* Collected material *
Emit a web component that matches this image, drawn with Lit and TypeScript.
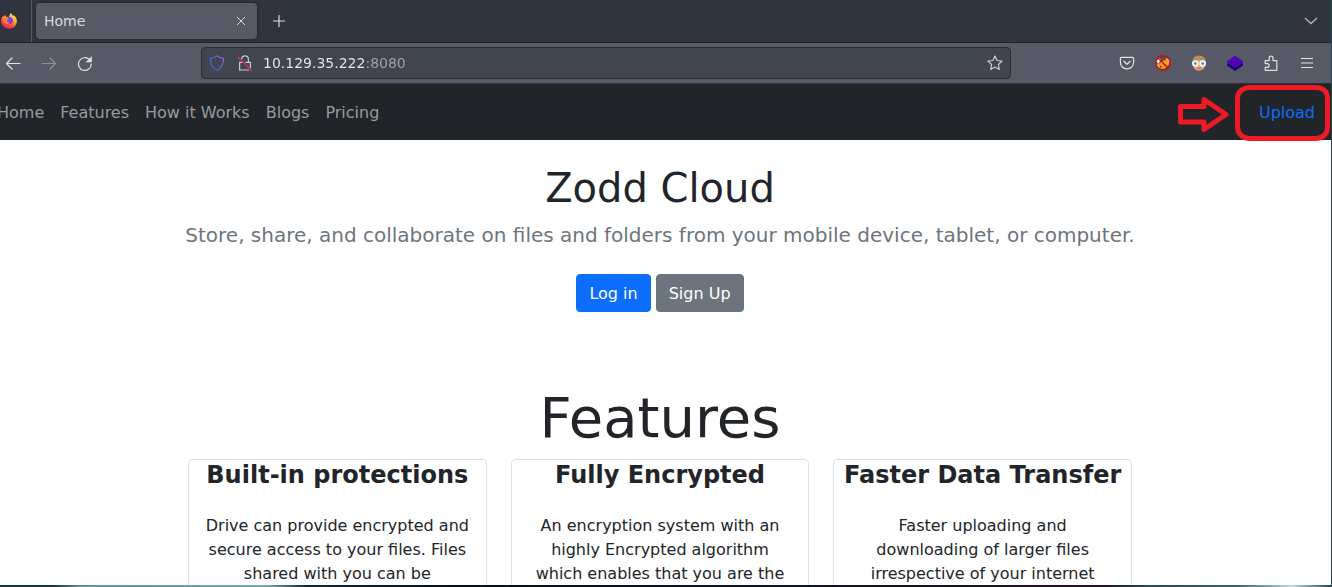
import { LitElement, html, css, svg } from "lit";
import { customElement } from "lit/decorators.js";

@customElement("browser-tabs")
class BrowserTabs extends LitElement {
  static styles = css`
    :host { display: block; }
    .strip { display: flex; align-items: center; height: 42px; background: #30343f; border-bottom: 1px solid #1f222b; color: #d6d9e2; }
    .pin { display: flex; align-items: center; justify-content: center; width: 43px; height: 42px; padding-right: 2px; border-right: 1px solid #565a66; box-sizing: border-box; }
    .tab { display: flex; align-items: center; justify-content: space-between; box-sizing: border-box; width: 221px; height: 36px; margin-left: 4px; padding: 0 8px; border-radius: 4px; background: #585966; box-shadow: 0 0 3px #1c1e26; font-size: 14px; }
    button { display: flex; align-items: center; justify-content: center; padding: 0; border: 0; background: none; color: inherit; }
    .close { width: 16px; height: 16px; }
    .new { width: 36px; height: 36px; margin-left: 4px; }
    .list { width: 36px; height: 36px; margin-left: auto; margin-right: 2px; color: #aeb2bd; }
  `;
  render() {
    return html`<div class="strip">
      <div class="pin">
        <svg width="16" height="16" viewBox="0 0 16 16">
          <defs>
            <linearGradient id="fx" x1=".8" y1="0" x2=".25" y2="1"><stop offset="0" stop-color="#fff44f" /><stop offset=".35" stop-color="#ffb02e" /><stop offset=".65" stop-color="#ff5634" /><stop offset="1" stop-color="#e0155f" /></linearGradient>
          </defs>
          <path fill="url(#fx)" d="M9.8 0c1.200 1 1.700 1.900 1.900 3l1.100-.8c2 1.500 3.200 3.600 3.100 6.200A7.900 7.600 0 0 1 8 15.800 7.900 7.600 0 0 1 .1 8.200C.1 5.700 1 3.900 2.200 2.400l.4 1.500L4.400 2l.6 1.700 2.700.2C8.500 2.700 8.700 1.300 9.800 0z" />
          <circle cx="8.400" cy="7.400" r="3.500" fill="#7a3de8" />
          <path d="M2.500 5.600c2-1.200 4.600-.8 5.700.4-1.200.2-1.600 1-2.400 1.600.4 1.500 1.800 2 3.500 1.400-1 2.200-5.100 2.600-6.500.5z" fill="#ff7a35" />
        </svg>
      </div>
      <div class="tab"><span>Home</span>
        <button class="close" aria-label="Close tab"><svg width="10" height="10" viewBox="0 0 10 10"><path d="M1 1l8 8M9 1L1 9" stroke="currentColor" stroke-width="1" /></svg></button>
      </div>
      <button class="new" aria-label="New tab"><svg width="14" height="14" viewBox="0 0 14 14"><path d="M7 1v12M1 7h12" stroke="currentColor" stroke-width="1.200" /></svg></button>
      <button class="list" aria-label="List all tabs"><svg width="14" height="14" viewBox="0 0 14 14" fill="none"><path d="M1 4l6 5.500L13 4" stroke="currentColor" stroke-width="1.300" /></svg></button>
    </div>`;
  }
}

const icon = (body: unknown) =>
  html`<svg width="16" height="16" viewBox="0 0 16 16" fill="none" stroke="currentColor" stroke-width="1.2" stroke-linecap="round" stroke-linejoin="round">${body}</svg>`;

const back = svg`<path d="M15 8.500H1.500M7 3L1.500 8.500 7 14" />`;
const forward = svg`<path d="M1 8.500h13.500M9 3l5.500 5.500L9 14" />`;
const reload = svg`<path d="M14.300 9A6.400 6.400 0 1 1 12.200 4.300" /><path d="M14.500 2v5h-5z" fill="currentColor" stroke-width=".6" />`;
const shield = svg`<defs><linearGradient id="sh" x1="1" y1="0" x2="0" y2="1"><stop offset="0" stop-color="#9a63e8" /><stop offset=".6" stop-color="#4568e0" /><stop offset="1" stop-color="#2f63d8" /></linearGradient></defs><path stroke="url(#sh)" d="M8 .9C6 2.600 3.800 3.100 1.400 3.300c-.1 5.200 1 9.200 6.600 11.900 5.600-2.700 6.700-6.700 6.600-11.900C12.200 3.100 10 2.600 8 .9z" />`;
const lock = svg`<path d="M4.700 3.600C5 1.700 6.300.8 8 .8c2 0 3.400 1.400 3.400 3.400v2.600M9 7.300h4.400v5.500M11.500 15H2.600V7.300h2.500" /><path d="M1.300 2.200l13.200 13.200" stroke="#e22850" stroke-width="1.400" />`;
const star = svg`<path d="M8 1l2.100 4.500 4.900.6-3.600 3.400.9 4.900L8 12l-4.300 2.400.9-4.900L1 6.100l4.900-.6z" />`;
const pocket = svg`<path d="M2.500 2.400h11c.7 0 1.100.4 1.100 1.100V7.500c0 3.700-2.900 6.300-6.600 6.300S1.400 11.200 1.400 7.500v-4c0-.7.4-1.100 1.100-1.100zM4.800 6.300L8 9.300l3.200-3" />`;
const noFox = svg`<g stroke="none"><circle cx="8" cy="8" r="7" fill="#5d4b48" /><path d="M1.200 6l3-3.500L6 5 3 9zM10.500 3l3.500 1 .5 4zM1.500 10l2.500-1 1 4.500z" fill="#eee" /><path d="M7 6.500l5-2.500 1.500 2 1 3-3 3.500-3 1.500-5-1L3 9.500 4.500 8z" fill="#f59a1d" /><path d="M4.500 10.500l2.500 1-1.500 1.200zM8.500 9.500l2.500.2-1 1.500z" fill="#5a3212" /></g><circle cx="8" cy="8" r="7.200" stroke="#c90d12" stroke-width="1.400" /><path d="M3 3l10 10" stroke="#c90d12" stroke-width="1.300" />`;
const face = svg`<g stroke="none"><path d="M1.200 9C.4 3.500 3.500.5 8 .5s7.600 3 6.800 8.500z" fill="#b08f66" /><path d="M2.300 8c1-2 3-3 5.700-3.200 2.700.2 4.700 1.200 5.700 3.200v3c0 2.700-2.700 4.500-5.700 4.500S2.300 13.700 2.300 11z" fill="#e5a77d" /><path d="M5.500 12.500h5l-1 1.500h-3z" fill="#cf6a55" /></g><circle cx="4.300" cy="8.500" r="2.500" fill="#75bac8" stroke="#f3fafa" stroke-width="1.700" /><circle cx="11.700" cy="8.500" r="2.500" fill="#75bac8" stroke="#f3fafa" stroke-width="1.700" /><path d="M4.300 8.500h.1M11.700 8.500h.1" stroke="#3f7b8a" stroke-width="1.500" />`;
const layers = svg`<g stroke="none"><path d="M0 8.500v2L8 16l8-5.500v-2z" fill="#21007a" /><path d="M8 .6l8 5.600v1.500L8 13 0 7.700V6.200z" fill="#4b08b5" /></g>`;
const puzzle = svg`<path d="M2.500 15.300h11.300V5.600H10V3a1.900 1.900 0 0 0-3.800 0v2.600H2.200v3h2a1.900 1.900 0 0 1 0 3.800h-2v2.600z" />`;
const menu = svg`<path d="M2 3.500h12M2 8h12M2 12.500h12" stroke-linecap="butt" />`;

@customElement("browser-toolbar")
class BrowserToolbar extends LitElement {
  static styles = css`
    :host { display: block; }
    .bar { display: flex; align-items: center; height: 40px; padding: 0 6px; background: #585966; border-bottom: 1px solid #30343f; color: #dfe1ea; }
    button { display: flex; align-items: center; justify-content: center; width: 36px; height: 32px; padding: 0; border: 0; background: none; color: inherit; }
    .dim { color: #8e909c; }
    .address { display: flex; align-items: center; flex: 1; box-sizing: border-box; height: 32px; margin: 0 98px; padding: 0 1px; border: 1px solid #292c35; border-radius: 4px; background: #414550; }
    .address button { width: 28px; color: #c9ccd6; }
    input { flex: 1; min-width: 0; height: 24px; margin-left: 4px; padding: 0; border: 0; outline: 0; font: 14px "DejaVu Sans", sans-serif; color: transparent; background: linear-gradient(90deg, #e9ebf2 103px, #a2a5af 103px); background-clip: text; -webkit-background-clip: text; }
  `;
  render() {
    return html`<div class="bar">
      <button aria-label="Back">${icon(back)}</button>
      <button class="dim" aria-label="Forward" disabled>${icon(forward)}</button>
      <button aria-label="Reload">${icon(reload)}</button>
      <div class="address">
        <button aria-label="Tracking protection">${icon(shield)}</button>
        <button aria-label="Connection not secure">${icon(lock)}</button>
        <input type="text" aria-label="Address" value="10.129.35.222:8080" spellcheck="false" />
        <button aria-label="Bookmark this page">${icon(star)}</button>
      </div>
      <button aria-label="Pocket">${icon(pocket)}</button>
      <button aria-label="Proxy switcher">${icon(noFox)}</button>
      <button aria-label="User agent">${icon(face)}</button>
      <button aria-label="Layers">${icon(layers)}</button>
      <button aria-label="Extensions">${icon(puzzle)}</button>
      <button aria-label="Menu">${icon(menu)}</button>
    </div>`;
  }
}

@customElement("cloud-page")
class CloudPage extends LitElement {
  static styles = css`
    :host { display: block; background: #fff; color: #212529; font-size: 16px; line-height: 24px; }
    nav { display: flex; align-items: center; box-sizing: border-box; height: 56px; padding-top: 2px; background: #212529; }
    a { text-decoration: none; }
    nav a { padding: 8px; color: #989a9c; }
    .links { display: flex; flex: 1; }
    .call { position: relative; padding-right: 8px; }
    .call a { color: #0d6efd; }
    .mark { position: absolute; top: -20px; right: 0; pointer-events: none; }
    .hero { padding: 24px 16px 72px; text-align: center; }
    h1, h2, h3, p { margin: 0; }
    h1 { font-size: 40px; line-height: 48px; font-weight: 400; }
    .lead { margin-top: 8px; font-size: 20px; line-height: 30px; color: #6c757d; }
    .actions { display: flex; justify-content: center; gap: 5px; margin-top: 24px; }
    .actions button { padding: 7px 12px 5px; border: 1px solid #0d6efd; border-radius: 4px; background: #0d6efd; color: #fff; font: inherit; }
    .actions .second { border-color: #6c757d; background: #6c757d; }
    h2 { font-size: 56px; line-height: 67px; font-weight: 400; text-align: center; }
    .cards { display: grid; grid-template-columns: repeat(3, 1fr); gap: 24px; max-width: 944px; margin: 8px auto 0; }
    .card { border: 1px solid #dfdfdf; border-radius: 4px; text-align: center; padding: 1px 0 24px; }
    h3 { font-size: 24px; line-height: 29px; font-weight: 700; }
    .card p { padding: 24px 16px 0; }
  `;
  private cards = [
    ["Built-in protections", "Drive can provide encrypted and secure access to your files. Files shared with you can be"],
    ["Fully Encrypted", "An encryption system with an highly Encrypted algorithm which enables that you are the"],
    ["Faster Data Transfer", "Faster uploading and downloading of larger files irrespective of your internet"],
  ];
  render() {
    return html`
      <nav>
        <div class="links">${["Home", "Features", "How it Works", "Blogs", "Pricing"].map((t) => html`<a href="#">${t}</a>`)}</div>
        <div class="call"><a href="#">Upload</a>
          <svg class="mark" width="156" height="60" viewBox="0 0 156 60" fill="none" stroke="#ed1c24" stroke-linejoin="round">
            <path d="M5.500 25.500H29V18.500l22 15-22 15V41H5.500z" stroke-width="5" />
            <path d="M75 6.500h66c7 0 11.500 4 11.500 11V46c0 7-5 11.500-12 11.500H75c-7 0-12.500-4.500-12.500-11.500V17.500c0-7 5.500-11 12.500-11z" stroke-width="5" />
          </svg>
        </div>
      </nav>
      <section class="hero">
        <h1>Zodd Cloud</h1>
        <p class="lead">Store, share, and collaborate on files and folders from your mobile device, tablet, or computer.</p>
        <div class="actions"><button>Log in</button><button class="second">Sign Up</button></div>
      </section>
      <section>
        <h2>Features</h2>
        <div class="cards">${this.cards.map(([t, b]) => html`<article class="card"><h3>${t}</h3><p>${b}</p></article>`)}</div>
      </section>`;
  }
}

@customElement("app-root")
class AppRoot extends LitElement {
  static styles = css`
    :host { display: flex; box-sizing: border-box; height: 100vh; overflow: hidden; padding: 0 1px 2px 0; font-family: "DejaVu Sans", sans-serif; background: linear-gradient(90deg, #173638 0, #173638 4%, #5d8f8e 6%, #78aaa8 20%, #12282f 23%, #050f18 34%, #101320 60%, #211522 83%, #28484c 86%, #35666a 93%, #b9dfdf 97%, #28444b 100%); }
    .window { flex: 1; min-width: 0; margin-left: -11px; overflow: hidden; background: #fff; }
  `;
  render() {
    return html`<div class="window"><browser-tabs></browser-tabs><browser-toolbar></browser-toolbar><cloud-page></cloud-page></div>`;
  }
}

* Task instructions *
The string "that" may appear in lines of the listing above; tally those lines and give the number only.

* Exercise output *
2